Let me start by saying that I have been a fan for many years and I feel I have the right to critisize as well as praise. I had been looking forward to this release ever since I heard it was coming out. It is good, however, the emphasis seems to be on the softer side of Coverdale`s work. Whitesnake, the early days in particular, were never the heaviest band, but there are too many slow songs. Coverdale sings them all beautifully but it gets a bit depressing listening to so many heartfelt songs without a beefy rocker like "Take me with you" or "Mean business" to get the blood pumping. The ironic fact is that no songs from Coverdale`s finest collection of softer numbers, 1978`s "Northwinds (arguably his best work), appear. Also absent are many of Coverdale`s most famous (or infamous) double-entendres, with no "Slide it in" or "Lie down (a modern love song)" on the collection.
Another problem is the strange re-evaluation of the early songs. Old favourites like "Lovehunter" and "Trouble" are astray whilst obscurities like "Love to keep you warm" and "The time is right for love" appear. Also, the "Slide it in" era tracks are represented in their original British mix. The U.S. mixes were so much more powerful. They have got the "Ready an` willing" and "Come an` get it" era numbers perfectly balanced and all the big hitters from the "Whitesnake" LP are here, sounding as great as they always did. Too much of "Slip of the tongue" appears. It gets four of its songs on here while the "Lovehunter" and "Saints and sinners" albums get three between them. "Too many tears" should never have appeared here. I don`t care for it much as it goes too far in the pursuit of the white-boy-soul-trip, further even than "Stormbringer" era Deep Purple, and sounds too much like Michael Bolton. Notice though, how solid the songwriting is all the way through, from start to finish, showcased best perhaps on the acoustic version of "Sailing ships", originally an overblown Led Zeppelin pastiche, transformed here into a work of frail beauty featuring just that voice backed by a solitary acoustic guitar.

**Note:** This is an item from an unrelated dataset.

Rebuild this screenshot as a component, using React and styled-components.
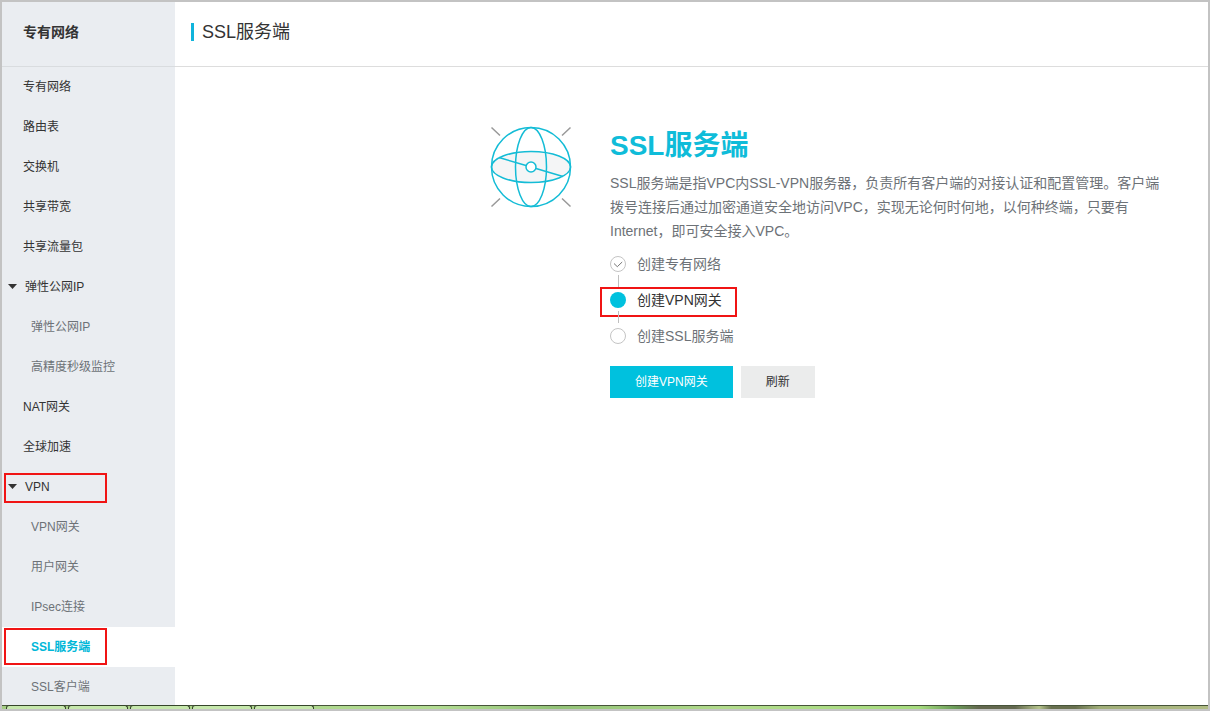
import React from "react";
import styled, { createGlobalStyle, css } from "styled-components";

const GlobalStyle = createGlobalStyle`
  *, *::before, *::after { box-sizing: border-box; }
  body {
    margin: 0;
    background: #fff;
    color: #333;
    font: 12px/20px "Liberation Sans", "Noto Sans CJK SC", sans-serif;
  }
`;

const Window = styled.div`
  display: flex;
  flex-direction: column;
  height: 100vh;
  border: 2px solid #c3c3c3;
  overflow: hidden;
`;

const Body = styled.div`
  display: flex;
  flex: 1;
  min-height: 0;
`;

const Sidebar = styled.aside`
  flex: 0 0 173px;
  background: #eaedf1;
  overflow: hidden;
`;

const SidebarTitle = styled.h2`
  display: flex;
  align-items: center;
  height: 65px;
  margin: 0;
  padding: 0 21px 4px;
  border-bottom: 1px solid #d9dcdf;
  font-size: 14px;
  font-weight: bold;
`;

const Menu = styled.ul`
  margin: 0;
  padding: 0;
  list-style: none;
`;

const MenuItem = styled.li`
  position: relative;
`;

const menuRow = css`
  display: flex;
  align-items: center;
  width: 100%;
  height: 40px;
  color: #333;
  font: inherit;
  text-decoration: none;
`;

const MenuLink = styled.a`
  ${menuRow}
  padding-left: ${(p) => (p.$nested ? 29 : 21)}px;
  ${(p) => p.$nested && "color: #6d7277;"}
  ${(p) =>
    p.$active &&
    css`
      background: #fff;
      color: #00b7d8;
      font-weight: bold;
    `}
`;

const GroupButton = styled.button`
  ${menuRow}
  gap: 7px;
  padding: 0 6px;
  border: 0;
  background: none;
`;

const Caret = styled.svg`
  width: 10px;
  height: 6px;
  fill: #333;
`;

const Highlight = styled.span`
  position: absolute;
  border: 2px solid #f01414;
  pointer-events: none;
`;

const GroupHighlight = styled(Highlight)`
  top: 6px;
  left: 2px;
  width: 103px;
  height: 30px;
`;

const ItemHighlight = styled(Highlight)`
  top: 1px;
  left: 2px;
  width: 103px;
  height: 37px;
`;

const StepHighlight = styled(Highlight)`
  top: 1px;
  left: -10px;
  width: 137px;
  height: 30px;
`;

const Main = styled.main`
  flex: 1;
  min-width: 0;
`;

const PageHeader = styled.header`
  display: flex;
  align-items: center;
  gap: 8px;
  height: 65px;
  padding: 0 16px 4px;
  border-bottom: 1px solid #ddd;
`;

const Accent = styled.span`
  width: 3px;
  height: 18px;
  background: #10b4dc;
`;

const PageTitle = styled.h1`
  margin: 0;
  font-size: 18px;
  font-weight: normal;
  line-height: 24px;
`;

const Intro = styled.section`
  display: flex;
  align-items: flex-start;
  gap: 38px;
  padding: 59px 38px 0 315px;
`;

const Globe = styled.svg`
  flex: none;
  width: 82px;
  height: 82px;
  fill: none;
`;

const IntroText = styled.div`
  flex: 0 1 560px;
  min-width: 0;
`;

const IntroTitle = styled.h2`
  margin: 0 0 5px;
  color: #0fbcd9;
  font-size: 28px;
  line-height: 40px;
`;

const Description = styled.p`
  margin: 0;
  color: #6d7277;
  font-size: 14px;
  line-height: 24px;
`;

const Steps = styled.ol`
  display: flex;
  flex-direction: column;
  gap: 8px;
  margin: 7px 0 16px;
  padding: 0;
  list-style: none;
`;

const Step = styled.li`
  position: relative;
  display: flex;
  align-items: center;
  gap: 11px;
  height: 28px;
  color: ${(p) => (p.$current ? "#333" : "#6d7277")};
  font-size: 14px;

  &:not(:last-child)::after {
    content: "";
    position: absolute;
    top: 25px;
    left: 8px;
    width: 1px;
    height: 12px;
    background: #bfbfbf;
  }
`;

const StepMark = styled.svg`
  width: 16px;
  height: 16px;
  fill: none;
`;

const Actions = styled.div`
  display: flex;
  gap: 8px;
`;

const Button = styled.button`
  height: 32px;
  padding: 0 25px;
  border: 0;
  background: ${(p) => (p.$primary ? "#00c1de" : "#ebecec")};
  color: ${(p) => (p.$primary ? "#fff" : "#333")};
  font: inherit;
`;

const Taskbar = styled.footer`
  display: flex;
  flex: none;
  gap: 2px;
  height: 4px;
  padding-left: 4px;
  border-top: 1px solid #47543a;
  background: linear-gradient(
    90deg,
    #a5cf83 0%, #b2dc92 36%, #92c277 46%, #b2dc8c 60%, #a6dc7e 76%,
    #6a9c58 79%, #63684f 81%, #63684f 84%, #b5c48c 86%, #68704f 87%,
    #68704f 89%, #a0ae78 91%, #b0bc84 100%
  );
`;

const TaskbarTab = styled.span`
  width: 60px;
  margin-top: -1px;
  border: 1px solid #36452b;
  border-bottom: 0;
  border-radius: 3px 3px 0 0;
  background: #c6e8ac;
`;

const menu = [
  { label: "专有网络" },
  { label: "路由表" },
  { label: "交换机" },
  { label: "共享带宽" },
  { label: "共享流量包" },
  { label: "弹性公网IP", children: [{ label: "弹性公网IP" }, { label: "高精度秒级监控" }] },
  { label: "NAT网关" },
  { label: "全球加速" },
  {
    label: "VPN",
    marked: true,
    children: [
      { label: "VPN网关" },
      { label: "用户网关" },
      { label: "IPsec连接" },
      { label: "SSL服务端", active: true },
      { label: "SSL客户端" },
    ],
  },
];

const steps = [
  { label: "创建专有网络", state: "done" },
  { label: "创建VPN网关", state: "current" },
  { label: "创建SSL服务端", state: "todo" },
];

function MenuEntry({ item, nested }) {
  if (item.children) {
    return (
      <MenuItem>
        <GroupButton type="button" aria-expanded="true">
          <Caret viewBox="0 0 10 6" aria-hidden="true">
            <path d="M0 0h9L4.500 5z" />
          </Caret>
          {item.label}
        </GroupButton>
        {item.marked && <GroupHighlight />}
        <Menu>
          {item.children.map((child) => (
            <MenuEntry key={child.label} item={child} nested />
          ))}
        </Menu>
      </MenuItem>
    );
  }
  return (
    <MenuItem>
      <MenuLink
        href="#"
        $nested={nested}
        $active={item.active}
        aria-current={item.active ? "page" : undefined}
      >
        {item.label}
      </MenuLink>
      {item.active && <ItemHighlight />}
    </MenuItem>
  );
}

function StepIcon({ state }) {
  if (state === "current") {
    return (
      <StepMark viewBox="0 0 16 16" aria-hidden="true">
        <circle cx="8" cy="8" r="8" fill="#00c1de" />
      </StepMark>
    );
  }
  return (
    <StepMark viewBox="0 0 16 16" aria-hidden="true">
      <circle cx="8" cy="8" r="7.5" stroke="#c4c4c4" />
      {state === "done" && <path d="M4 7.500l3.300 3.200 4.900-4.700" stroke="#777" />}
    </StepMark>
  );
}

function GlobeIcon() {
  return (
    <Globe viewBox="0 0 82 82" aria-hidden="true">
      <path
        d="M1.500 1.500l8.500 8M80.500 1.500l-8.500 8M1.500 80.500l8.500-8M80.500 80.500l-8.500-8"
        stroke="#999"
        strokeWidth="1.5"
      />
      <ellipse cx="41" cy="41" rx="39.500" ry="15.500" fill="#f4f5f6" />
      <g stroke="#14bcd6" strokeWidth="1.5">
        <circle cx="41" cy="41" r="39.500" />
        <ellipse cx="41" cy="41" rx="15.500" ry="39.500" />
        <ellipse cx="41" cy="41" rx="39.500" ry="15.500" />
        <path d="M9 31.500l27 8M46 42.500l27 8" />
        <circle cx="41" cy="41" r="5" fill="#fff" />
      </g>
    </Globe>
  );
}

export default function App() {
  return (
    <>
      <GlobalStyle />
      <Window>
        <Body>
          <Sidebar>
            <SidebarTitle>专有网络</SidebarTitle>
            <nav>
              <Menu>
                {menu.map((item) => (
                  <MenuEntry key={item.label} item={item} />
                ))}
              </Menu>
            </nav>
          </Sidebar>
          <Main>
            <PageHeader>
              <Accent />
              <PageTitle>SSL服务端</PageTitle>
            </PageHeader>
            <Intro>
              <GlobeIcon />
              <IntroText>
                <IntroTitle>SSL服务端</IntroTitle>
                <Description>
                  SSL服务端是指VPC内SSL-VPN服务器，负责所有客户端的对接认证和配置管理。客户端拨号连接后通过加密通道安全地访问VPC，实现无论何时何地，以何种终端，只要有Internet，即可安全接入VPC。
                </Description>
                <Steps>
                  {steps.map(({ label, state }) => (
                    <Step key={label} $current={state === "current"}>
                      <StepIcon state={state} />
                      {label}
                      {state === "current" && <StepHighlight />}
                    </Step>
                  ))}
                </Steps>
                <Actions>
                  <Button type="button" $primary>创建VPN网关</Button>
                  <Button type="button">刷新</Button>
                </Actions>
              </IntroText>
            </Intro>
          </Main>
        </Body>
        <Taskbar>
          {[1, 2, 3, 4, 5].map((n) => (
            <TaskbarTab key={n} />
          ))}
        </Taskbar>
      </Window>
    </>
  );
}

The Coverdale/Page album gets three tracks. If they had substituted "Take a look at yourself" for "Don`t leave me this way" (one of Coverdale`s best ever vocals), then the selection would have been perfect. "Shake my tree" and "Pride and joy" still sound incredible and make you crave for a reformation with Mr Page. There is maybe one track too many from Coverdale`s solo "Into the light" album, especially when you consider there is no room for his solo "Days of thunder" soundtrack rarity "The last note of freedom" or "Only my soul".
The CD book has a great essay in it, telling the tale of the various guises of Whitesnake. However, there is no mention of the musicians who performed on the individual tracks, but then again, there are so many they would need another four pages on the booklet. This, like all compilations, is a matter of your own favourites. Someones always will always get missed out. Unfortunately for me, a few of mine aren`t here but this album is solid enough to prove that, in David Coverdale, the rock world is blessed with one of the finest singers and songwriters ever. I salute him.